Educational Explainer
DEFINITIONS
What is Fundamental AI Research?
Fundamental AI research involves using ideas from a range of fields such as mathematics, statistics, computer science, and cognitive science to improve AI models and our understanding of how they work. These improvements may involve developing new capabilities, improving efficiency, enhancing safety, or making the outputs more explainable.
What is Artificial Intelligence (AI)?
Coined by Stanford University Professor John McCarthy in 1995, AI refers to building machines that are capable of tasks typically associated with intelligent behaviour, such as problem-solving, decision-making, pattern recognition, natural language processing, and perception.
The core of modern AI is driven by machine learning, where algorithms learn from data to improve their performance over time.
What is Machine Learning (ML)?
ML is a branch of artificial intelligence (AI) focused on developing systems that can learn from data and improve their performance over time without being explicitly programmed.
In ML, algorithms identify patterns within data and use these insights to make predictions, recognize objects, translate languages, or perform other specific tasks. The core idea is that as more data becomes available, ML models become better at recognizing patterns and making accurate predictions.
What are neural networks?
Neural networks are computational models loosely inspired by the structure and function of the human brain and designed to process complex data patterns and recognise relationships in data. They are composed of interconnected "neurons" organised in layers that hierarchically process information, allowing for advanced tasks like image recognition, language processing, and data analysis.
Deep learning refers to neural networks organised with multiple layers of these neurons.
What are Large Language Models (LLM)?
LLMs are large artificial neural networks which are focused on understanding and generating human language. They are trained on vast datasets to be able to predict the most likely next word and can perform tasks like text generation, translation, and summarisation.
ChatGPT and similar models are examples of LLMs that can generate human-like text responses to input instructions, or prompts.
What is Generative AI (GenAI)?
GenAI refers to ML models that can create new content, such as text, images, audio, video, or code, by learning enough about the structure of the data used to train it to produce new examples.
These models, like ChatGPT (OpenAI’s Generative Pretrained Transformer chatbot), use deep learning techniques to generate content that mimics human-like creativity.
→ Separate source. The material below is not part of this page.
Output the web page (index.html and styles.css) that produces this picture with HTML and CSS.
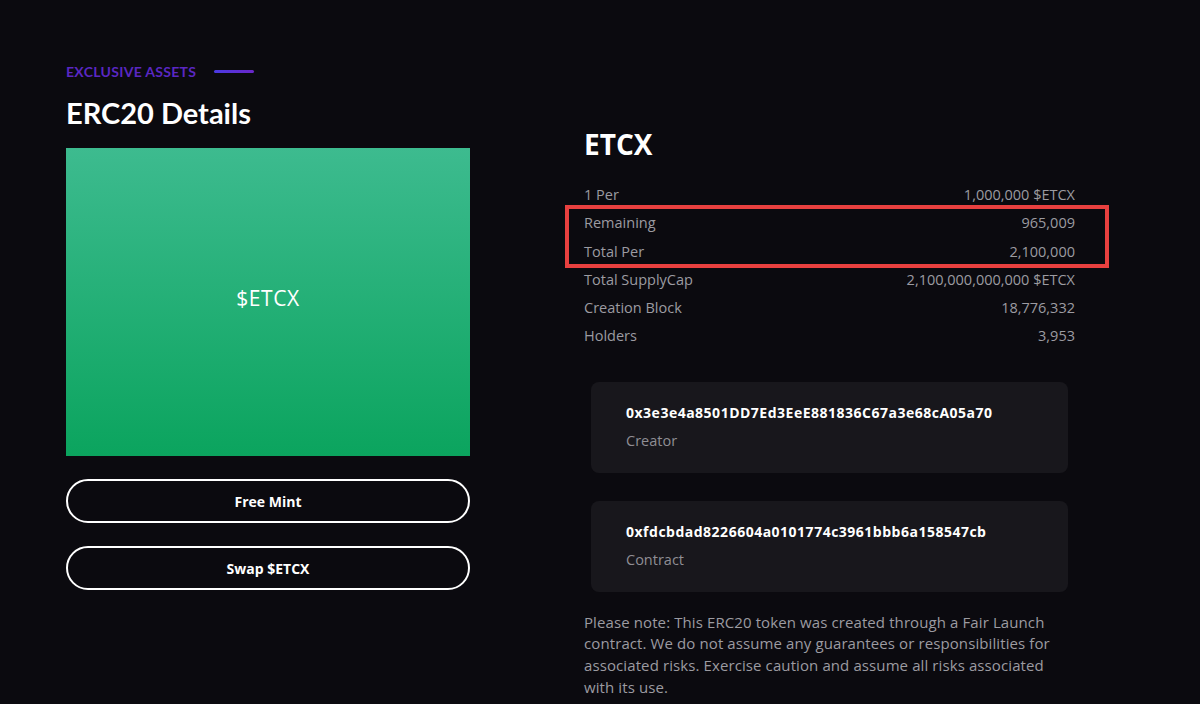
FILE: index.html
```html
<!DOCTYPE html>
<html lang="en">
<head>
<meta charset="utf-8">
<title>ERC20 Details</title>
<link rel="stylesheet" href="styles.css">
</head>
<body>
<main class="page">
  <section class="left">
    <div class="eyebrow">
      <span class="eyebrow-text">EXCLUSIVE ASSETS</span>
      <span class="eyebrow-line"></span>
    </div>
    <h1 class="title">ERC20 Details</h1>
    <div class="token-art">
      <span class="token-art-text">$ETCX</span>
    </div>
    <div class="actions">
      <button class="btn">Free Mint</button>
      <button class="btn">Swap $ETCX</button>
    </div>
  </section>
  <section class="right">
    <h2 class="token-name">ETCX</h2>
    <div class="stats">
      <div class="stat"><span>1 Per</span><span>1,000,000 $ETCX</span></div>
      <div class="stat"><span>Remaining</span><span>965,009</span></div>
      <div class="stat"><span>Total Per</span><span>2,100,000</span></div>
      <div class="stat"><span>Total SupplyCap</span><span>2,100,000,000,000 $ETCX</span></div>
      <div class="stat"><span>Creation Block</span><span>18,776,332</span></div>
      <div class="stat"><span>Holders</span><span>3,953</span></div>
      <div class="highlight"></div>
    </div>
    <div class="card">
      <div class="card-addr">0x3e3e4a8501DD7Ed3EeE881836C67a3e68cA05a70</div>
      <div class="card-label">Creator</div>
    </div>
    <div class="card">
      <div class="card-addr">0xfdcbdad8226604a0101774c3961bbb6a158547cb</div>
      <div class="card-label">Contract</div>
    </div>
    <p class="note">Please note: This ERC20 token was created through a Fair Launch contract. We do not assume any guarantees or responsibilities for associated risks. Exercise caution and assume all risks associated with its use.</p>
  </section>
</main>
</body>
</html>
```
FILE: styles.css
```css
* { box-sizing: border-box; }
html, body {
  margin: 0;
  padding: 0;
  background: #0b0a0f;
  height: 100%;
  overflow: hidden;
}
body {
  font-family: "Open Sans", "Liberation Sans", sans-serif;
  color: #fff;
}
.page {
  display: flex;
  gap: 114px;
  padding: 63px 0 0 66px;
}
.left {
  width: 404px;
  flex: none;
  display: flex;
  flex-direction: column;
}
.eyebrow {
  display: flex;
  align-items: center;
  gap: 18px;
  height: 16px;
}
.eyebrow-text {
  font-family: "Lato", sans-serif;
  font-size: 14px;
  font-weight: 700;
  color: #5a27c2;
  letter-spacing: 0.3px;
}
.eyebrow-line {
  width: 40px;
  height: 3px;
  border-radius: 2px;
  background: linear-gradient(90deg, #4a3ae2, #6a26c8);
}
.title {
  font-family: "Lato", sans-serif;
  font-size: 29px;
  font-weight: 700;
  line-height: 34px;
  margin: 17px 0 0;
  color: #fff;
}
.token-art {
  margin-top: 18px;
  height: 308px;
  background: linear-gradient(180deg, #3dbb8f 0%, #0ba45e 100%);
  display: flex;
  align-items: center;
  justify-content: center;
  padding-bottom: 8px;
}
.token-art-text {
  font-size: 21px;
  font-weight: 400;
  letter-spacing: 0.6px;
  color: #fff;
}
.actions {
  margin-top: 23px;
  display: flex;
  flex-direction: column;
  gap: 23px;
}
.btn {
  height: 44px;
  border: 2px solid #fff;
  border-radius: 22px;
  background: transparent;
  color: #fff;
  font-family: "Open Sans", sans-serif;
  font-size: 14px;
  font-weight: 700;
  cursor: pointer;
}
.right {
  width: 491px;
  flex: none;
  padding-top: 64px;
}
.token-name {
  font-family: "Open Sans", sans-serif;
  font-size: 28px;
  font-weight: 700;
  line-height: 34px;
  margin: 0;
}
.stats {
  position: relative;
  margin-top: 20px;
}
.stat {
  display: flex;
  justify-content: space-between;
  height: 28.3px;
  line-height: 28.3px;
  font-size: 14.5px;
  color: #9c9ba1;
}
.highlight {
  position: absolute;
  left: -19px;
  right: -34px;
  top: 24px;
  height: 63px;
  border: 4px solid #e8403f;
  pointer-events: none;
}
.card {
  margin: 28px 7px 0;
  background: #18171c;
  border-radius: 8px;
  padding: 21px 35px 18px;
}
.card + .card { margin-top: 28px; }
.stats + .card { margin-top: 31px; }
.card-addr {
  font-size: 14px;
  font-weight: 700;
  line-height: 20px;
  letter-spacing: 0.5px;
  color: #fff;
}
.card-label {
  margin-top: 4px;
  font-size: 14.5px;
  line-height: 28px;
  color: #8f8e94;
}
.note {
  margin: 20px 0 0;
  font-size: 15px;
  line-height: 21.6px;
  letter-spacing: 0.1px;
  color: #9c9ba1;
}
```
ChatGPT has been trained on hundreds of gigabytes of text scraped from the internet, which gives it a good enough understanding of human text to respond to prompts it has never seen before.
How does our understanding of human and animal intelligence inform machine intelligence in building AI?
Professor Benjamin Rosman, Director of the MIND Institute says many ideas in AI have drawn inspiration from understanding phenomena in natural intelligence. “For example, artificial neural networks are loosely inspired by abstractions of the way that neurons operate in brains,” he says.
Some other examples are:
- Convolutional Neural Networks (CNNs) are kind of neural network inspired by the visual cortex, part of the brain that processes visual information. CNNs are specialised for processing grid-like data such as images and capturing spatial hierarchies.
- Reinforcement Learning is a machine learning paradigm for learning to make decisions. Based on behavioural psychology it models learning through trial and error, using rewards and punishments to shape behaviour.
- Genetic Algorithms are a class of optimisation and learning procedures, inspired by natural selection. These algorithms evolve solutions over generations using processes like mutation and crossover.
- Swarm Intelligence is another class of optimisation procedure. Modelled after the collective behaviour of social insects, it solves problems through decentralised, self-organised systems.